More endosulfan in tomatoes – this time Australian ones are worse


Independent residue testing commissioned by Pesticide Action Network Aotearoa NZ and the Soil & Health Association has found endosulfan residues in both New Zealand and Australian tomatoes – but this time the residues are much worse in the imported tomatoes.

Endosulfan residues were found in cherry tomatoes, but not loose tomatoes, from both countries, with those from Australia having 4 and a half times more endosulfan than the NZ cherry tomatoes.

Whilst the Australian large loose tomatoes did not contain endosulfan, they did contain residues of dimethoate, and its metabolite omethoate. Dimethoate is a highly toxic organophosphate insecticide used as a post harvest dip to kill fruit fly larvae before tomatoes are sent to New Zealand. Omethoate is far more toxic and persistent than dimethoate.

“Dimethoate and omethoate don’t wash off the tomatoes and are not something consumers should be ingesting,” said Dr Meriel Watts of Pesticide Action Network. “They are endocrine disruptors, reducing testosterone levels and causing infertility and can also cause birth defects, a variety of cancers including leukaemia, and suppression of the immune system.”

The New Zealand large loose tomatoes were residue free.

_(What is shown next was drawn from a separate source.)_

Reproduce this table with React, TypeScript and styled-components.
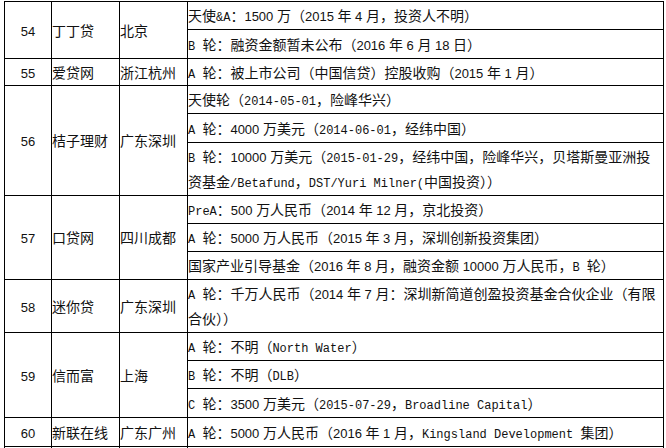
import React from "react";
import styled, { createGlobalStyle } from "styled-components";

type Group = {
  no: string;
  name: string;
  city: string;
  items: { h: number; lines: string[] }[];
};

const groups: Group[] = [
  {
    no: "54",
    name: "丁丁贷",
    city: "北京",
    items: [
      { h: 28, lines: ["天使&A：1500 万（2015 年 4 月，投资人不明）"] },
      { h: 29, lines: ["B 轮：融资金额暂未公布（2016 年 6 月 18 日）"] },
    ],
  },
  {
    no: "55",
    name: "爱贷网",
    city: "浙江杭州",
    items: [{ h: 27, lines: ["A 轮：被上市公司（中国信贷）控股收购（2015 年 1 月）"] }],
  },
  {
    no: "56",
    name: "桔子理财",
    city: "广东深圳",
    items: [
      { h: 28, lines: ["天使轮（2014-05-01，险峰华兴）"] },
      { h: 29, lines: ["A 轮：4000 万美元（2014-06-01，经纬中国）"] },
      {
        h: 53,
        lines: [
          "B 轮：10000 万美元（2015-01-29，经纬中国，险峰华兴，贝塔斯曼亚洲投",
          "资基金/Betafund，DST/Yuri Milner(中国投资））",
        ],
      },
    ],
  },
  {
    no: "57",
    name: "口贷网",
    city: "四川成都",
    items: [
      { h: 28, lines: ["PreA：500 万人民币（2014 年 12 月，京北投资）"] },
      { h: 28, lines: ["A 轮：5000 万人民币（2015 年 3 月，深圳创新投资集团）"] },
      { h: 28, lines: ["国家产业引导基金（2016 年 8 月，融资金额 10000 万人民币，B 轮）"] },
    ],
  },
  {
    no: "58",
    name: "迷你贷",
    city: "广东深圳",
    items: [
      {
        h: 53,
        lines: [
          "A 轮：千万人民币（2014 年 7 月：深圳新简道创盈投资基金合伙企业（有限",
          "合伙））",
        ],
      },
    ],
  },
  {
    no: "59",
    name: "信而富",
    city: "上海",
    items: [
      { h: 28, lines: ["A 轮：不明（North Water）"] },
      { h: 28, lines: ["B 轮：不明（DLB）"] },
      { h: 29, lines: ["C 轮：3500 万美元（2015-07-29，Broadline Capital）"] },
    ],
  },
  {
    no: "60",
    name: "新联在线",
    city: "广东广州",
    items: [{ h: 29, lines: ["A 轮：5000 万人民币（2016 年 1 月，Kingsland Development 集团）"] }],
  },
  { no: "", name: "", city: "", items: [{ h: 28, lines: [""] }] },
];

const GlobalStyle = createGlobalStyle`
  html, body {
    margin: 0;
    background: #fff;
    overflow: hidden;
  }
  body {
    font-family: "Noto Sans CJK SC", sans-serif;
    color: #000;
  }
`;

const Page = styled.div`
  width: 666px;
  height: 448px;
  padding: 1px 0 0 4px;
  box-sizing: border-box;
  overflow: hidden;
`;

const Sheet = styled.div<{ $rows: string }>`
  display: grid;
  grid-template-columns: 47px 68px 68px 476px;
  grid-template-rows: ${(p) => p.$rows};
  border-top: 1px solid #000;
  border-left: 1px solid #000;
  width: max-content;
`;

const Cell = styled.div<{ $col: number; $row: number; $span: number }>`
  grid-column: ${(p) => p.$col};
  grid-row: ${(p) => p.$row} / span ${(p) => p.$span};
  box-sizing: border-box;
  border-right: 1px solid #000;
  border-bottom: 1px solid #000;
  display: flex;
  flex-direction: column;
  justify-content: center;
  overflow: hidden;
  white-space: nowrap;
  font-size: 14px;
  line-height: 25px;
  color: #111;
`;

const NoCell = styled(Cell)`
  align-items: center;
  font-family: "Liberation Sans", Arial, sans-serif;
  font-size: 13px;
  padding-top: 2px;
`;

const Line = styled.div`
  height: 25px;
`;

const Mono = styled.span`
  font-family: "Liberation Mono", "Courier New", monospace;
  font-size: 12px;
`;

const Num = styled.span`
  font-family: "Liberation Sans", Arial, sans-serif;
  font-size: 13px;
`;

function Text({ value }: { value: string }) {
  const parts = value.split(/([\x00-\x7F]+)/).filter(Boolean);
  return (
    <>
      {parts.map((part, i) => {
        if (!/[\x00-\x7F]/.test(part)) return <React.Fragment key={i}>{part}</React.Fragment>;
        if (/^[\d ]+$/.test(part)) return <Num key={i}>{part}</Num>;
        return <Mono key={i}>{part}</Mono>;
      })}
    </>
  );
}

export default function App() {
  const heights = groups.flatMap((g) => g.items.map((it) => `${it.h}px`)).join(" ");
  let row = 1;

  return (
    <Page>
      <GlobalStyle />
      <Sheet $rows={heights}>
        {groups.map((g, gi) => {
          const start = row;
          const span = g.items.length;
          row += span;
          return (
            <React.Fragment key={gi}>
              <NoCell $col={1} $row={start} $span={span}>
                {g.no}
              </NoCell>
              <Cell $col={2} $row={start} $span={span}>
                {g.name}
              </Cell>
              <Cell $col={3} $row={start} $span={span}>
                {g.city}
              </Cell>
              {g.items.map((it, ii) => (
                <Cell key={ii} $col={4} $row={start + ii} $span={1}>
                  {it.lines.map((l, li) => (
                    <Line key={li}>
                      <Text value={l} />
                    </Line>
                  ))}
                </Cell>
              ))}
            </React.Fragment>
          );
        })}
      </Sheet>
    </Page>
  );
}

“There is a real chance here for New Zealand growers: if the Environmental Risk Management Authority (ERMA), or the government, bans endosulfan as they are being called on to do, New Zealand growers will have a clear marketing advantage over their Australian competitors,” said Steffan Browning of the Soil & Health Association.

ERMA is currently reassessing endosulfan, a highly toxic and persistent organochlorine insecticide. It has been banned in 55 countries and proposed by the European Union for a global ban under the Stockholm Convention on Persistent Organic pollutants.

Despite this worldwide action on endosulfan, ERMA is proposing to allow continued use on New Zealand tomatoes and other produce. However there has been a very strong reaction to this proposal with a number of organisations and individuals calling on the Minister for the Environment to override ERMA’s decision and ban endosulfan in the interests of the whole country.  

“Endosulfan is the worst pesticide still in use in New Zealand”, said Dr Watts. “It is also an endocrine disruptor, specifically mimicking oestrogen, causing breast cancer cells to grow and is a real risk for breast cancer at even very low exposure levels such as residues in food. It persists in our bodies and is handed down to the next generation across the placenta and in breast milk, a situation that is regarded as no longer acceptable in countries such as those of the European Union”.

“While our samples tested had clear country of origin labelling at the supermarket, many suppliers do not label clearly. Given the knowledge that Australian tomatoes consistently contain highly toxic dimethoate, New Zealanders must be able to always choose their local produce,” said Mr Browning.

“While having greater levels of endosulfan, the Australian cherry tomatoes tested also contained methamidophos and piperonyl-butoxide.”

“Soil & Health will be submitting to Parliament’s Health Select Committee next week on the need for mandatory Country of Origin Labelling.”

Soil & Health has a vision of an Organic 2020 with food and environment free from synthetic fertilisers and pesticides.